Recovering the ʻalalā in the wild will take many years. By working as partners and utilizing tools such as conservation breeding the road to recovery will be similar to the recovery of other reintroduced species.  

“The U.S. Fish and Wildlife Service is committed to the recovery of ‘alalā,” said Michelle Bogardus, Maui Nui & Hawaiʻi Island Team Manager, Pacific Islands Fish and Wildlife Office. “Strong conservation partnerships are essential for the recovery of threatened and endangered species. Working together, the many partners in The ‘Alalā Project will determine the next steps for this iconic species.”

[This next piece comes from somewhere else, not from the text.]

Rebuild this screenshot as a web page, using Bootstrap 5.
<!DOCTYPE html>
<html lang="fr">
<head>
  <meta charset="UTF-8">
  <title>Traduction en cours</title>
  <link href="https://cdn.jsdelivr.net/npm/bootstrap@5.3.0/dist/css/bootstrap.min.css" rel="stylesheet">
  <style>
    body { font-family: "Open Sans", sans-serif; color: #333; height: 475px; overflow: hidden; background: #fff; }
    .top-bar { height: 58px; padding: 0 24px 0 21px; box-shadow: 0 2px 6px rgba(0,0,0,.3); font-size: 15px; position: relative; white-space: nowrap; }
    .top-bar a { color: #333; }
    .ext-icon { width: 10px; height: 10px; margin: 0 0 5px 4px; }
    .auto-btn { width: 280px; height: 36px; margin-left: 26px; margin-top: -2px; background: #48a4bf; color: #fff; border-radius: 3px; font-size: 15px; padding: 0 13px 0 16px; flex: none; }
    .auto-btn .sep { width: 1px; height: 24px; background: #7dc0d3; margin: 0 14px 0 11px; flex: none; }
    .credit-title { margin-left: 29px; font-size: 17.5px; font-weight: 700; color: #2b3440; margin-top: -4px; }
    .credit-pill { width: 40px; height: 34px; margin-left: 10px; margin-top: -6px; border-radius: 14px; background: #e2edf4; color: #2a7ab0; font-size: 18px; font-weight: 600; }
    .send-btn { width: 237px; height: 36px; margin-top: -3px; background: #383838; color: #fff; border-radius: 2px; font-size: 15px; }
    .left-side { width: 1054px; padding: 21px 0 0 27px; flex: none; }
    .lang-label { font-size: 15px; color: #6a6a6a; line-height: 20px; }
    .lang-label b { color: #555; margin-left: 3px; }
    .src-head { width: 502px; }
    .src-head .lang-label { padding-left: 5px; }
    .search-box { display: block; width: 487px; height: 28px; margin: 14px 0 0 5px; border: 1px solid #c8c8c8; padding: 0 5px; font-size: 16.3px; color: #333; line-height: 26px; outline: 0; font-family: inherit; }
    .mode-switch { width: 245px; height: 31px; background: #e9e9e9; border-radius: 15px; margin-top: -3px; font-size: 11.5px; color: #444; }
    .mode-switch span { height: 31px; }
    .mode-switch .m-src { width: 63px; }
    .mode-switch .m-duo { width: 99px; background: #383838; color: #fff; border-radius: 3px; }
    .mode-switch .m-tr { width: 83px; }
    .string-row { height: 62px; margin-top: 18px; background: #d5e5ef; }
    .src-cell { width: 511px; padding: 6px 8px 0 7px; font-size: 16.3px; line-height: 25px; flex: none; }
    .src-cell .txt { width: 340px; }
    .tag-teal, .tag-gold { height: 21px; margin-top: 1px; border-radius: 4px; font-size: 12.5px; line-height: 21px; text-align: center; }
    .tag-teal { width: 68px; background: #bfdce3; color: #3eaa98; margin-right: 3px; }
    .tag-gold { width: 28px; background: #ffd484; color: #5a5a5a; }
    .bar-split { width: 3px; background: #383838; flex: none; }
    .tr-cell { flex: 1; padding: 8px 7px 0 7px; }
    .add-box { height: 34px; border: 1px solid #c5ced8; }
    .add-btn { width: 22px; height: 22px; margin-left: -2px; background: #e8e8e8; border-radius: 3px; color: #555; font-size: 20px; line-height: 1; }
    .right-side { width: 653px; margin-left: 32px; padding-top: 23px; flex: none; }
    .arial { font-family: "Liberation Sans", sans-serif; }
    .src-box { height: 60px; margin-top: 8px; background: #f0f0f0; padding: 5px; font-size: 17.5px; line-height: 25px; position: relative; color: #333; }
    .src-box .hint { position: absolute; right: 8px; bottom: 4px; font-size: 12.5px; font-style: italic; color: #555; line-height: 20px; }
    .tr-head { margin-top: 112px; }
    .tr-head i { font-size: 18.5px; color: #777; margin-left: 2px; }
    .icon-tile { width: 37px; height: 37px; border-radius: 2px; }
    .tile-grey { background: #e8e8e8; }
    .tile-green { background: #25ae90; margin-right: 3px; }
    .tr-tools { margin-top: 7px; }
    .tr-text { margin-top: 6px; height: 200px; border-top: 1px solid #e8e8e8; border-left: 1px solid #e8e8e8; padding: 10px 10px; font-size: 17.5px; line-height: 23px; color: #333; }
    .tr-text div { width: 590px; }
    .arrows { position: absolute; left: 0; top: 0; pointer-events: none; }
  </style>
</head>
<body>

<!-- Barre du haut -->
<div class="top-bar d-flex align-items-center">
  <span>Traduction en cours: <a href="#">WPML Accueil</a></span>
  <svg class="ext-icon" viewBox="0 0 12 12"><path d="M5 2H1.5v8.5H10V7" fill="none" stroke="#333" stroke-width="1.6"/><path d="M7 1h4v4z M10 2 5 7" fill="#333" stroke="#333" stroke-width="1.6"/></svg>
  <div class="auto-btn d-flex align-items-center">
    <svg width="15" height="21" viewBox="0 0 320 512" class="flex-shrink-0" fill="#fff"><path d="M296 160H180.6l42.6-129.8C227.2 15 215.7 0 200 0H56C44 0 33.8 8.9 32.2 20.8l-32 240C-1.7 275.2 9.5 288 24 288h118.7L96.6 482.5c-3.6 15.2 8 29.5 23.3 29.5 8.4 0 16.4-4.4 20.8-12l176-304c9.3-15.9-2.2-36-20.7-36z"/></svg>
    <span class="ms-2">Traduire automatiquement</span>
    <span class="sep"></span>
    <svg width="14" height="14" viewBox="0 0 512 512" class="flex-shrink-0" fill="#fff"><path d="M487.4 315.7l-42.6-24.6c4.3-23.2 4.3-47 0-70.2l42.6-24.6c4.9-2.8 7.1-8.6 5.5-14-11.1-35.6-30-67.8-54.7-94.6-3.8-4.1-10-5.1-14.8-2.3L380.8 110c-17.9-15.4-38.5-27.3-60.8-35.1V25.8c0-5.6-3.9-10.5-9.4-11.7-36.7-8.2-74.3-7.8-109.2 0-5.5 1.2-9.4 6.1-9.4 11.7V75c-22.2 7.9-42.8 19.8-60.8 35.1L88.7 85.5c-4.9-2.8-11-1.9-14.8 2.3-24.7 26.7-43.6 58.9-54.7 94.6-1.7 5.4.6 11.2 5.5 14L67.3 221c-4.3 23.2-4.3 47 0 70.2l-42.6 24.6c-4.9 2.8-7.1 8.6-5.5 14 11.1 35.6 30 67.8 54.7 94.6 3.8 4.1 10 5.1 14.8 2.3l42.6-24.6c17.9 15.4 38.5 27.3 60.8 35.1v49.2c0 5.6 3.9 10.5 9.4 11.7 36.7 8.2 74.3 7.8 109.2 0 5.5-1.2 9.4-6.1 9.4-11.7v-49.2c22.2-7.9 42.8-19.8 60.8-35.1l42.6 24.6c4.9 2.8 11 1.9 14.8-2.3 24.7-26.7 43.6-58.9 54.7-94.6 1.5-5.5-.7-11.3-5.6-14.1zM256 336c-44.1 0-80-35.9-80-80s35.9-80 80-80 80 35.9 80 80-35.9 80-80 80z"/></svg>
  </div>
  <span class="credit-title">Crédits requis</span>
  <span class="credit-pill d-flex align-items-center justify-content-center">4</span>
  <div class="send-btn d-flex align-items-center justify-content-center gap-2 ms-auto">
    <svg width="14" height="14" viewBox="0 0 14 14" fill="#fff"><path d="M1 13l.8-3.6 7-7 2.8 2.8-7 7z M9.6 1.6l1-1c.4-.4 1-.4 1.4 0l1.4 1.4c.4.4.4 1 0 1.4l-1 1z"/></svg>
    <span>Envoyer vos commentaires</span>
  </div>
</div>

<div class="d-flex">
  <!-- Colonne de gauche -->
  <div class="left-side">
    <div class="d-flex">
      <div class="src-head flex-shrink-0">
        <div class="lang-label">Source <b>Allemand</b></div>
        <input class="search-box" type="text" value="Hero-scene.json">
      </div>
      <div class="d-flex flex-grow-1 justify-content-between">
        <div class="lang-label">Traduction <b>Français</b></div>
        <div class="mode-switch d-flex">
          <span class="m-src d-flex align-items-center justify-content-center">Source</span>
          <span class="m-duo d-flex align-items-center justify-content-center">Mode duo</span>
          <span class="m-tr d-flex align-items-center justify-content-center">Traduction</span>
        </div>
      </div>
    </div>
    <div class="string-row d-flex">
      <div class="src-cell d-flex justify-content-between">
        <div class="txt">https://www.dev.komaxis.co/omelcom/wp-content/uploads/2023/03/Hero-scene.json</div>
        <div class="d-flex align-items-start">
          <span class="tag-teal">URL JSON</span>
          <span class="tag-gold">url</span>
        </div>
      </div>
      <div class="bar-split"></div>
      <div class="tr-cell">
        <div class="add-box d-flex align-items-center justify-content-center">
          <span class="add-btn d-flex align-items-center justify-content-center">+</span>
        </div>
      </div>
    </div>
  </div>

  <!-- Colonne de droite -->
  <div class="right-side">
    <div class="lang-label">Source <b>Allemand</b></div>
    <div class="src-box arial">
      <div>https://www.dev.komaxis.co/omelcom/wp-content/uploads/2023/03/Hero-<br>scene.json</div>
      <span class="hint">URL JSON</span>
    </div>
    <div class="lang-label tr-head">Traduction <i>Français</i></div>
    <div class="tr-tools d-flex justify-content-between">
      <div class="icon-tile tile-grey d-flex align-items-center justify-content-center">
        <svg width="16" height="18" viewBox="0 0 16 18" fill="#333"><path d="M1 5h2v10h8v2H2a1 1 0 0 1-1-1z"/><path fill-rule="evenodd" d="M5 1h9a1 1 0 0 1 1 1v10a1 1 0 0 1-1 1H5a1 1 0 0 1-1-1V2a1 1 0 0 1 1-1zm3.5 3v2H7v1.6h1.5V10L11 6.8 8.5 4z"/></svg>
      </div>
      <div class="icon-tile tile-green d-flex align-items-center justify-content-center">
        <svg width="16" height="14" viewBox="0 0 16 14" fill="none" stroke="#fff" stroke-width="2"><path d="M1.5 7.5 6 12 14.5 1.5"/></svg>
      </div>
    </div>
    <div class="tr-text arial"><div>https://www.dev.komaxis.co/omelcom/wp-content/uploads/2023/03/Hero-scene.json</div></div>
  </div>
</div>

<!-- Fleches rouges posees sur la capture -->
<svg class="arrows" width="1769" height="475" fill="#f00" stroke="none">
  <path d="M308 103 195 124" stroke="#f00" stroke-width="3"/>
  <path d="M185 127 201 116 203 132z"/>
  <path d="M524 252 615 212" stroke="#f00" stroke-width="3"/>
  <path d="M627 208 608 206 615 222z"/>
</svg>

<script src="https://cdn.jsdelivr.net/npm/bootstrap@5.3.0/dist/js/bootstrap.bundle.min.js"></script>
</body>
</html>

“San Diego Zoo Global has a depth of experience in recovery programs and we are confident that we can work with our distinguished partners to address this challenge and continue our work to recover the ‘alalā,” said Paul Baribault, chief executive officer and president of SDZG. “This species is important not only to the recovery of Hawaiian forests but also to Hawaiian  culture, and our organization is committed to creating a world where wildlife and people thrive together.” 

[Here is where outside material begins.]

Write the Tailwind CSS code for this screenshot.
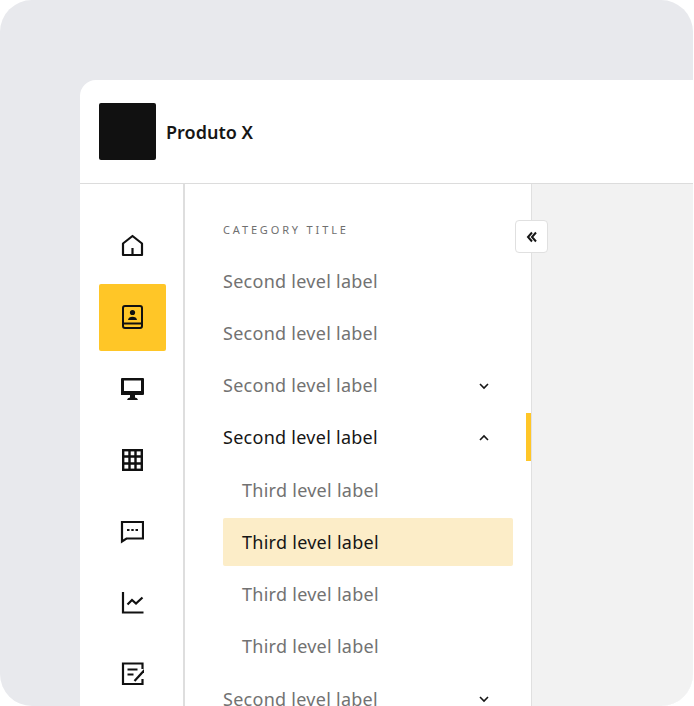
<!DOCTYPE html>
<html lang="en">
<head>
  <meta charset="UTF-8" />
  <title>Produto X</title>
  <script src="https://cdn.jsdelivr.net/npm/@tailwindcss/browser@4"></script>
</head>
<body class="bg-white h-[706px] overflow-hidden font-['Noto_Sans',sans-serif]">
  <div class="bg-[#e8e9ed] h-[706px] w-[693px] rounded-[32px] overflow-hidden pt-20 pl-20">
    <div class="bg-white h-[626px] rounded-tl-2xl overflow-hidden flex flex-col">

      <!-- Header -->
      <header class="h-[104px] shrink-0 flex items-center gap-[10px] pl-[19px] border-b border-[#dcdcdc]">
        <div class="w-[57px] h-[57px] bg-[#111111] rounded-[2px]"></div>
        <span class="pt-[2px] text-[18px] font-semibold text-[#161616]">Produto X</span>
      </header>

      <div class="flex flex-1 min-h-0">
        <!-- Icon rail -->
        <nav class="w-[105px] shrink-0 border-r-2 border-[#dedede] pl-[19px] pt-[28.6px] flex flex-col gap-[4.4px]">
          <div class="w-[67px] h-[67px] shrink-0 flex items-center pl-[21px]">
            <svg width="24" height="24" viewBox="-0.5 0 24 24" fill="none" stroke="#111111" stroke-width="2.2" stroke-linejoin="round"><path d="M12 2 L21.5 9.5 V21 H2.5 V9.5 Z" /><path d="M12 14 V21" /></svg>
          </div>
          <div class="w-[67px] h-[67px] shrink-0 flex items-center pl-[21px] bg-[#ffc627] rounded-[2px]">
            <svg width="24" height="24" viewBox="-0.5 0 24 24" fill="none" stroke="#111111" stroke-width="2"><rect x="2.5" y="1" width="19" height="22" rx="2" /><path d="M3 18.5 H21" /><circle cx="12" cy="7.5" r="2.6" fill="#111111" stroke="none" /><path d="M7.5 15 C7.5 10.5 16.5 10.5 16.5 15 Z" fill="#111111" stroke="none" /></svg>
          </div>
          <div class="w-[67px] h-[67px] shrink-0 flex items-center pl-[21px]">
            <svg width="24" height="24" viewBox="-0.5 0 24 24" fill="#111111"><path fill-rule="evenodd" d="M1.5 1 H22.5 Q23.5 1 23.5 2 V17 Q23.5 18 22.5 18 H0.5 V2 Q0.5 1 1.5 1 Z M3.5 3.5 V14 H20.5 V3.5 Z" /><path d="M9.5 18 H14.5 V20.5 Q17 20.5 17.5 23 H6.5 Q7 20.5 9.5 20.5 Z" /></svg>
          </div>
          <div class="w-[67px] h-[67px] shrink-0 flex items-center pl-[21px]">
            <svg width="24" height="24" viewBox="-0.5 0 24 24" fill="none" stroke="#111111" stroke-width="2.4"><rect x="2.7" y="2.2" width="18.6" height="19.6" /><path d="M9 2 V22 M15 2 V22 M2.5 8.5 H21.5 M2.5 15.5 H21.5" /></svg>
          </div>
          <div class="w-[67px] h-[67px] shrink-0 flex items-center pl-[21px]">
            <svg width="24" height="24" viewBox="-0.5 0 24 24" fill="none" stroke="#111111" stroke-width="2.2"><path d="M1.5 2 H22.5 V18.5 H6 L1.5 21.5 Z" /><path d="M6.5 10 H9 M10.8 10 H13.2 M15 10 H17.5" /></svg>
          </div>
          <div class="w-[67px] h-[67px] shrink-0 flex items-center pl-[21px]">
            <svg width="24" height="24" viewBox="-0.5 0 24 24" fill="none" stroke="#111111" stroke-width="2.2"><path d="M2.5 1 V21.5 H23" /><path d="M7 13.5 L11.5 9 L15.5 12.5 L22 6.5" /></svg>
          </div>
          <div class="w-[67px] h-[67px] shrink-0 flex items-center pl-[21px]">
            <svg width="24" height="24" viewBox="-0.5 0 24 24" fill="none" stroke="#111111" stroke-width="2.2"><path d="M22 7 V1.5 H2.5 V22 H22 V17" /><path d="M7 7.5 H17 M7 12.5 H13" /><path d="M14 19 L24 8" /></svg>
          </div>
        </nav>

        <!-- Menu -->
        <aside class="relative w-[347px] shrink-0 border-r border-[#e0e0e0] pl-[38px] pr-[18px] pt-[38px]">
          <p class="h-[16px] leading-[16px] text-[11px] tracking-[2.85px] text-[#6f6f6f]">CATEGORY TITLE</p>
          <ul class="mt-[17px] text-[18px] tracking-[0.27px] text-[#727272]">
            <li class="h-[52.25px] flex items-center">Second level label</li>
            <li class="h-[52.25px] flex items-center">Second level label</li>
            <li class="h-[52.25px] flex items-center justify-between pr-[23px]">
              Second level label
              <svg width="12" height="12" viewBox="0 0 12 12" fill="none" stroke="#161616" stroke-width="1.6"><path d="M2 4 L6 8 L10 4" /></svg>
            </li>
            <li class="h-[52.25px] flex items-center justify-between pr-[23px] text-[#161616]">
              Second level label
              <svg width="12" height="12" viewBox="0 0 12 12" fill="none" stroke="#161616" stroke-width="1.6"><path d="M2 8 L6 4 L10 8" /></svg>
            </li>
            <li class="h-[52.25px] flex items-center pl-[19px]">Third level label</li>
            <li class="h-[47.5px] mt-[2px] mb-[2.75px] flex items-center pl-[19px] bg-[#fcedc8] rounded-[2px] text-[#161616]">Third level label</li>
            <li class="h-[52.25px] flex items-center pl-[19px]">Third level label</li>
            <li class="h-[52.25px] flex items-center pl-[19px]">Third level label</li>
            <li class="h-[52.25px] flex items-center justify-between pr-[23px]">
              Second level label
              <svg width="12" height="12" viewBox="0 0 12 12" fill="none" stroke="#161616" stroke-width="1.6"><path d="M2 4 L6 8 L10 4" /></svg>
            </li>
          </ul>
          <!-- active marker on the sidebar edge -->
          <div class="absolute right-0 top-[229px] w-[5px] h-[48px] bg-[#ffc627]"></div>
          <!-- collapse button -->
          <button class="absolute -right-[17px] top-[36px] w-[33px] h-[33px] bg-white border border-[#e0e0e0] rounded-[4px] flex items-center justify-center">
            <svg width="14" height="14" viewBox="0 0 14 14" fill="none" stroke="#161616" stroke-width="2"><path d="M7 2.5 L3 7 L7 11.5 M11 2.5 L7 7 L11 11.5" /></svg>
          </button>
        </aside>

        <div class="flex-1 bg-[#f2f2f2]"></div>
      </div>
    </div>
  </div>
</body>
</html>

“We remain committed to this project and have always known that there would be some setbacks and challenges along the way. Fortunately the project has an extremely knowledgeable, dedicated and passionate team and we believe this level of care and consideration for the ‘alalā, will hopefully in time, see a re-establishment of a wild population,” said David Smith, administrator for the DLNR Division of Forestry and Wildlife. 

The recaptured birds will rejoin the population of more than 100 ‘alalā being cared for within the SDZG’s conservation breeding program. As the dedicated project staff are working tirelessly to recapture and protect the remaining birds, they are driven by the vision that the goal of ‘Alalā recovery is still attainable.